I've never had a problem in the past with ejecting the HDD, then unplugging it (so that it's not running the disks for hours when I'm not using it).
However, the last couple of days when I eject the HDD, when I go to unplug it, my iMac has a kernel panic and restarts (with the grey screen and the restart message in multiple languages).

I've not only closed any program that was using the External HDD before ejecting it, but I've also gone so far as to open up Disk Utility, click on the main icon for the drive (even though the Named icon is greyed out, denoting it's been ejected, but is still connected), then clicked the eject button. But, to no avail....

Any ideas why something I've done the exact same way for the past 2 years is now causing a kernel panic / restart?

Thanks,

J.
 

Taz Mangus

macrumors 604
Mar 10, 2011
7,815
3,504
I have an iMac which I have a 6TB WD External HDD attached to.
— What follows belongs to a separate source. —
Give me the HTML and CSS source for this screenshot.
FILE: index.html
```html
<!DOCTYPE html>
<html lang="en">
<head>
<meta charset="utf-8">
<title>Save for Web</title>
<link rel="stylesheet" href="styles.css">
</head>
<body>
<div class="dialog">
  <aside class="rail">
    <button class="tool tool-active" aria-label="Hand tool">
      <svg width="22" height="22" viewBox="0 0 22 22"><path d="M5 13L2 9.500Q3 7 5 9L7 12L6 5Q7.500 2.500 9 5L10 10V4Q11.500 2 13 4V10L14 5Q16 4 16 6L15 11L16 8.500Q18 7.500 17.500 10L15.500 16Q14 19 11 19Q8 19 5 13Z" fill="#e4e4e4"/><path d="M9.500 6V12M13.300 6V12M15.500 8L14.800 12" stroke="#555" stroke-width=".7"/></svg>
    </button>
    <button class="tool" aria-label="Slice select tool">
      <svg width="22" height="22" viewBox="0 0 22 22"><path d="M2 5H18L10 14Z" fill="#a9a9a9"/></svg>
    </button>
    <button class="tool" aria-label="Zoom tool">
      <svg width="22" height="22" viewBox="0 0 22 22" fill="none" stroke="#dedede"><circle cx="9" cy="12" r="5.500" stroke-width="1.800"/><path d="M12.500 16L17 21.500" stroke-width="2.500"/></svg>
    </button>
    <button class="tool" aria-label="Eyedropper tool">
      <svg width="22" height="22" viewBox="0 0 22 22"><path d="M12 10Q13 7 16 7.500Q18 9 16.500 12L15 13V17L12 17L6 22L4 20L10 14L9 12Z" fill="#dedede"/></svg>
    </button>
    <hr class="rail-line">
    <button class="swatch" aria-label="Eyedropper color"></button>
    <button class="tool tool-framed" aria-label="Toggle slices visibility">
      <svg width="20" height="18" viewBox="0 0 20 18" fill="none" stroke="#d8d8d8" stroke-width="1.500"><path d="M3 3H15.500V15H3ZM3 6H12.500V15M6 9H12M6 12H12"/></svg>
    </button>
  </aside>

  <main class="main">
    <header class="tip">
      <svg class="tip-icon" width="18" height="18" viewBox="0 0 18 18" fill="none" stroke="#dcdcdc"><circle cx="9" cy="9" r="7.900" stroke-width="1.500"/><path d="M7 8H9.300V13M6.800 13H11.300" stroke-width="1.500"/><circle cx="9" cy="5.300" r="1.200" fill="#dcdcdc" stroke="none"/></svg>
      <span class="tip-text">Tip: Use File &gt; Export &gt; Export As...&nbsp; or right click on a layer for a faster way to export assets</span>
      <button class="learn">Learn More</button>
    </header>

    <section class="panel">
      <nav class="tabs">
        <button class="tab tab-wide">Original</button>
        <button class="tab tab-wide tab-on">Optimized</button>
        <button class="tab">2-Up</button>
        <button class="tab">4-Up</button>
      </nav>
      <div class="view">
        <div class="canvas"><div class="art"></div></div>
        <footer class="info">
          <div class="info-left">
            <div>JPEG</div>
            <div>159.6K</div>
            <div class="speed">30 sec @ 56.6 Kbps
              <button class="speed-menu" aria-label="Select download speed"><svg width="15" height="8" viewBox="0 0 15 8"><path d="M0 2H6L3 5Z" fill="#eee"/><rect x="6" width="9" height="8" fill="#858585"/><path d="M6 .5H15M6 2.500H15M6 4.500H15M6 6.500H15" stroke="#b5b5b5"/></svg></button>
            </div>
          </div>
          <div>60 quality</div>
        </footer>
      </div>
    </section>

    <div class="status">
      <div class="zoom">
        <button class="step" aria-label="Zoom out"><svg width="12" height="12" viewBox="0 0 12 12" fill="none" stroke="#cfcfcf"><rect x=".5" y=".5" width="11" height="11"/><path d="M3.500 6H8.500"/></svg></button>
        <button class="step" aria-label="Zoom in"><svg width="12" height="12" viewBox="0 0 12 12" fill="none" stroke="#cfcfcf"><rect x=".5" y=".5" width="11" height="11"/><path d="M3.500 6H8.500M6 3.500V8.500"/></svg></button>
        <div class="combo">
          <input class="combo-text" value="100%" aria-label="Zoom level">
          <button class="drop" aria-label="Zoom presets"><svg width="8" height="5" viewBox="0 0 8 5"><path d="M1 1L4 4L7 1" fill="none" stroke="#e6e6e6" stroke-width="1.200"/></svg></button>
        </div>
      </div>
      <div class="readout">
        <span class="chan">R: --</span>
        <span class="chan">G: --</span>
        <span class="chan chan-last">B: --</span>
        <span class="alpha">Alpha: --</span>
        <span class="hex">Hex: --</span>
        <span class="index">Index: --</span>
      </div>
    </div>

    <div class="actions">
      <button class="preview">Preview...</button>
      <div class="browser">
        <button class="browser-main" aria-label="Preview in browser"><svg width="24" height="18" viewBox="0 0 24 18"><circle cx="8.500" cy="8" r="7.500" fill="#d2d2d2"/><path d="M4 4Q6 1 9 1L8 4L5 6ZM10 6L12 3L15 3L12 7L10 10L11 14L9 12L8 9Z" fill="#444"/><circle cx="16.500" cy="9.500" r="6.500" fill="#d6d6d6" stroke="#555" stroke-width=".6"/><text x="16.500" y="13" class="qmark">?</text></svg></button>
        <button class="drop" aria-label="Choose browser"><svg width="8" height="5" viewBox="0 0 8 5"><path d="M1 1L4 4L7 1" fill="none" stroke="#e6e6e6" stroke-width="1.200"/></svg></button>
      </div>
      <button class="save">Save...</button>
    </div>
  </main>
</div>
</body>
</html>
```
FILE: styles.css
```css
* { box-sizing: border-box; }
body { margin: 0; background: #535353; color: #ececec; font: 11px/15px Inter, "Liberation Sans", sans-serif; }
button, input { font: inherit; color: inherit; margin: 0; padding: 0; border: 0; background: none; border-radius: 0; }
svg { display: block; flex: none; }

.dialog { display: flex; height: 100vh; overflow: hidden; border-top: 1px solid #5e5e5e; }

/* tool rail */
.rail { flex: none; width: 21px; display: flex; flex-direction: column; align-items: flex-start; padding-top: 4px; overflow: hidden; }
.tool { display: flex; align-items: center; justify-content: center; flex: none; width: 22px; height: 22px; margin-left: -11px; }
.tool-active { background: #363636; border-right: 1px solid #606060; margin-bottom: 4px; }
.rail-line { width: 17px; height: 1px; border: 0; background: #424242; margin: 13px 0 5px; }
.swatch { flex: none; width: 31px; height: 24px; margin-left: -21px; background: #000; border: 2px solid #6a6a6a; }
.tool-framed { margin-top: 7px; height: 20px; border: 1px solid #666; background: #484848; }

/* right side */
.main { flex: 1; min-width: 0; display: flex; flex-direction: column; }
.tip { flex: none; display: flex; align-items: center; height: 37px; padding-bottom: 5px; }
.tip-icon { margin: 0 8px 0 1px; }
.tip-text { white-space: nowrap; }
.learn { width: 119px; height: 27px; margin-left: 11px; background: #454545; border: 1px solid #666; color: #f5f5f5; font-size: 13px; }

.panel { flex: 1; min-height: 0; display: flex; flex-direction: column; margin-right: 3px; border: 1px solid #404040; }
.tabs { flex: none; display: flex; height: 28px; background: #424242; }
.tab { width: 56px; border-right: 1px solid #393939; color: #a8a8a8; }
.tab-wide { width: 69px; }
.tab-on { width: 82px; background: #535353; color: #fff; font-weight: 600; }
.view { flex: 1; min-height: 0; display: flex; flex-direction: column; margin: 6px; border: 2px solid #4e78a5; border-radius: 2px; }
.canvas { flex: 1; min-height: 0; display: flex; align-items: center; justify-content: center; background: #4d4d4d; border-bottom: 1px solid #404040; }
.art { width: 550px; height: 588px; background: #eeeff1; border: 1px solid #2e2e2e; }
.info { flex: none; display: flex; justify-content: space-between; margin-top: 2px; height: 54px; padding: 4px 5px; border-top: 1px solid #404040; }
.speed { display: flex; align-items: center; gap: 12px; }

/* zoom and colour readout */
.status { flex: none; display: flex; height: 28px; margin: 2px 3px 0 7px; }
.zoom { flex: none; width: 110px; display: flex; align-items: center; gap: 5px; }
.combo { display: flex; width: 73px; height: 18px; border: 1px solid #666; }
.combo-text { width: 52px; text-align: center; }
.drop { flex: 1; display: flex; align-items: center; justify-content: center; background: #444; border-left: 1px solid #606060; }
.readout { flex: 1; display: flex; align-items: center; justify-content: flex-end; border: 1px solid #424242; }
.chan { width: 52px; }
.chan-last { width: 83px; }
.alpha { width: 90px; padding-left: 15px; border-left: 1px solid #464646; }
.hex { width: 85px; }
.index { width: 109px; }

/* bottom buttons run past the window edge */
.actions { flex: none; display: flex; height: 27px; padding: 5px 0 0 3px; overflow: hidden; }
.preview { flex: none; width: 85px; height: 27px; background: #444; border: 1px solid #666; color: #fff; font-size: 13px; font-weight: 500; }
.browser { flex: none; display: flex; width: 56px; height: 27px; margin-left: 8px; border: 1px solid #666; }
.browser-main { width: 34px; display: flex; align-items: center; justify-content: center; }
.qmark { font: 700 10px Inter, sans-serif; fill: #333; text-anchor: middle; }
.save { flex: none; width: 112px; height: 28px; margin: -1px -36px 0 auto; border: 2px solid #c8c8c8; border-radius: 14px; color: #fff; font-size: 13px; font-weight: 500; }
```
I've never had a problem in the past with ejecting the HDD, then unplugging it (so that it's not running the disks for hours when I'm not using it).
However, the last couple of days when I eject the HDD, when I go to unplug it, my iMac has a kernel panic and restarts (with the grey screen and the restart message in multiple languages).

I've not only closed any program that was using the External HDD before ejecting it, but I've also gone so far as to open up Disk Utility, click on the main icon for the drive (even though the Named icon is greyed out, denoting it's been ejected, but is still connected), then clicked the eject button. But, to no avail....
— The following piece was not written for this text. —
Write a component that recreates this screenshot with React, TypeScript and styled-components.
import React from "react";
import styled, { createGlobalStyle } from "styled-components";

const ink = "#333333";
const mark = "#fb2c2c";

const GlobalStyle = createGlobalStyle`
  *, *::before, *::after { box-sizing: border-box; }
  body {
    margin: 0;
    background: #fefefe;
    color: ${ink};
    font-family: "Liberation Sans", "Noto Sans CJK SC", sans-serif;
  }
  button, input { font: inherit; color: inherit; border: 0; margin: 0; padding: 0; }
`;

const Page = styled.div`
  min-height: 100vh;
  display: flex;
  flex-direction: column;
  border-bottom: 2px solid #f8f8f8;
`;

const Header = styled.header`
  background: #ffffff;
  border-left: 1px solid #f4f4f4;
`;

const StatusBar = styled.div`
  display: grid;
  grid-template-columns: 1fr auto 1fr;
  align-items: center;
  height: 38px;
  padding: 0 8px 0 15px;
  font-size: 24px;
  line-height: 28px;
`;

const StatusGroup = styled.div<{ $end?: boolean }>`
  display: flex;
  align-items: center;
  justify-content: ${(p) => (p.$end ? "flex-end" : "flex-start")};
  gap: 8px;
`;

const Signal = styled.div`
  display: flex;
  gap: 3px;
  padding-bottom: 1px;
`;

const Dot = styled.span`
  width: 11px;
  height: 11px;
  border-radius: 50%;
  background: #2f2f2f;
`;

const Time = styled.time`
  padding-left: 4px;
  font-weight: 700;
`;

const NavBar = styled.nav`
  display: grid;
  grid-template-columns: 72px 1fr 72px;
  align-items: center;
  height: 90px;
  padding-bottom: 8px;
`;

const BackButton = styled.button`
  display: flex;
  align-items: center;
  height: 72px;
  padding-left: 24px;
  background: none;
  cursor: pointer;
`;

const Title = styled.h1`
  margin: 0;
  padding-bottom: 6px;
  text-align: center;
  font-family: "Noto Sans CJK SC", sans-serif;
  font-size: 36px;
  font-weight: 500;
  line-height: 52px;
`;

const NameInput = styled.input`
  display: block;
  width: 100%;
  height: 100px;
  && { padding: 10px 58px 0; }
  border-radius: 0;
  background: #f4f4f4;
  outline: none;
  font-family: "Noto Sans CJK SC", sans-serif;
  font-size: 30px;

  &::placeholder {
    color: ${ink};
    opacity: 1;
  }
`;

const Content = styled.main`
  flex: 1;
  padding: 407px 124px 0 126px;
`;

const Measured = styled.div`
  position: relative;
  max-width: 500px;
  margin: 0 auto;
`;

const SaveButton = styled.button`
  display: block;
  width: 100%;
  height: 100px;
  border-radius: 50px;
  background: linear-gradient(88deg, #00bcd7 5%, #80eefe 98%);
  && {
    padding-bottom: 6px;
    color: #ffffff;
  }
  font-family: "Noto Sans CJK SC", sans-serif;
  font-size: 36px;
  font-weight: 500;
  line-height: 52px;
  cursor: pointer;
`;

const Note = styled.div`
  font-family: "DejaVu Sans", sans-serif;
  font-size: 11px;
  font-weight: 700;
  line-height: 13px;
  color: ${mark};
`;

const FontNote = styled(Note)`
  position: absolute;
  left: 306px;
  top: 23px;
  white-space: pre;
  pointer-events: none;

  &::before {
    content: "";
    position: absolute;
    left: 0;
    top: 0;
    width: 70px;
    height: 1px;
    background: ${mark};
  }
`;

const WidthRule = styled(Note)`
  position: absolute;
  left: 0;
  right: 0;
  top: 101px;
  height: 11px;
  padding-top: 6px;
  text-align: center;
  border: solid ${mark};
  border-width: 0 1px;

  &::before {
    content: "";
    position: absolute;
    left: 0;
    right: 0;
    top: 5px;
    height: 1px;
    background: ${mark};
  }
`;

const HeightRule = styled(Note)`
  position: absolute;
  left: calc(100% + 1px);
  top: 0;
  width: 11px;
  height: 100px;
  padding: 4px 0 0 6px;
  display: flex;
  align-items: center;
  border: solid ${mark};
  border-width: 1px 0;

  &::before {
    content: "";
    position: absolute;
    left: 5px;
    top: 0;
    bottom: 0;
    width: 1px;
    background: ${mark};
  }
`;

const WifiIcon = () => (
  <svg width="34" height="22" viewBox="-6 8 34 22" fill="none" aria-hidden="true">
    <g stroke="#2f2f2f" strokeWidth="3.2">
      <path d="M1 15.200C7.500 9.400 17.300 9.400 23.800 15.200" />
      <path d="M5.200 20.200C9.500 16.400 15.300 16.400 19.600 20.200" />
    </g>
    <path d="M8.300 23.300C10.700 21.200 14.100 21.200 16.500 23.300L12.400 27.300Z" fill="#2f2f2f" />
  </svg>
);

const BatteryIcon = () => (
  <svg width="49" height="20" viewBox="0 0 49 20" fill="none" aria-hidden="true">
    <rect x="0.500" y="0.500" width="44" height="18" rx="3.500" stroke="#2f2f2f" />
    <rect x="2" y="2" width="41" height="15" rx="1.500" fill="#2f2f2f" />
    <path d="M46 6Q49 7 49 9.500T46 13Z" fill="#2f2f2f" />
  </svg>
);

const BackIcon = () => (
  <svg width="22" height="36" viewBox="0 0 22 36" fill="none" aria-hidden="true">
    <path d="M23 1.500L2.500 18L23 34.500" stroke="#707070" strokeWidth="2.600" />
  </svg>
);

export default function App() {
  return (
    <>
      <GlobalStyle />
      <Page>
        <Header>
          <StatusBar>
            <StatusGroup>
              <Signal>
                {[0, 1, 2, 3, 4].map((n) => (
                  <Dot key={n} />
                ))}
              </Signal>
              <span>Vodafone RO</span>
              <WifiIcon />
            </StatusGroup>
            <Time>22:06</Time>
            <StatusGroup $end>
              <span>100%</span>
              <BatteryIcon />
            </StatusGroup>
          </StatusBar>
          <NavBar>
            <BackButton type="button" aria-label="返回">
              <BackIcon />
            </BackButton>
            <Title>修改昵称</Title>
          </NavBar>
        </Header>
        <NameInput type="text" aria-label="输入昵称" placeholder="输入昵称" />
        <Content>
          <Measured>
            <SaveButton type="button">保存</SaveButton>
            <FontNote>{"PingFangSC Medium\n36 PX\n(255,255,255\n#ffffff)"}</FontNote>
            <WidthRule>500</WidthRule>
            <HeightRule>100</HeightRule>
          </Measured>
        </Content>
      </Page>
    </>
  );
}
Any ideas why something I've done the exact same way for the past 2 years is now causing a kernel panic / restart?

Thanks,

J.

Curious why you don't just leave the hard drive connected and set the Put Hard Drive to Sleep when not in use option in energy saver. That is what I do. Usually within about 10 minutes after not being used my external hard drives all spin down and go to sleep. And I have 6 external hard drives (4-4TB Thunderbolt and 2-1TB bus powered) hooked to my iMac.

Anyhow, to your issue. What you are experiencing is not normal. I would suggest try booting into safe mode (reboot while holding down shift key) and see if the issue still happens.
 
Last edited:

FrtzPeter

macrumors member
Aug 11, 2014
77
3
I would say it's a software bug in Yosemite. I assume this isn't part of a Fusion Drive because if it was it would definitely cause problems, but I assume you would have known about that. If you have some of WDs drivers installed for the drive that may be the problem, and maybe an update is in order if available.

You could also check the "Bad Hard Drive" article under the following link:

http://scsc-online.com/How-To.html

It might help you, but I'm figuring an oddity with the drivers, or a bug in the OS…errrrr, I mean new feature.
 

TheBSDGuy

macrumors 6502
Jan 24, 2012
319
29
A few months ago on this site, somewhere, someone had installed a package on their system. I think it was a security monitoring package. It apparently put something on his second external drive that he wasn't aware of and it used it, unknown to the user.

If something like that is happening to you then it could cause problems because basically you'd be yanking one of an applications sources from the system in the middle of it being used.

Sort of a long shot but it might be worth looking into. My system has 3 external HDs connected to it and I can eject and remove them whenever I feel like it, even on Yosemite.

Another possible problem might be a driver that's installed with the drive.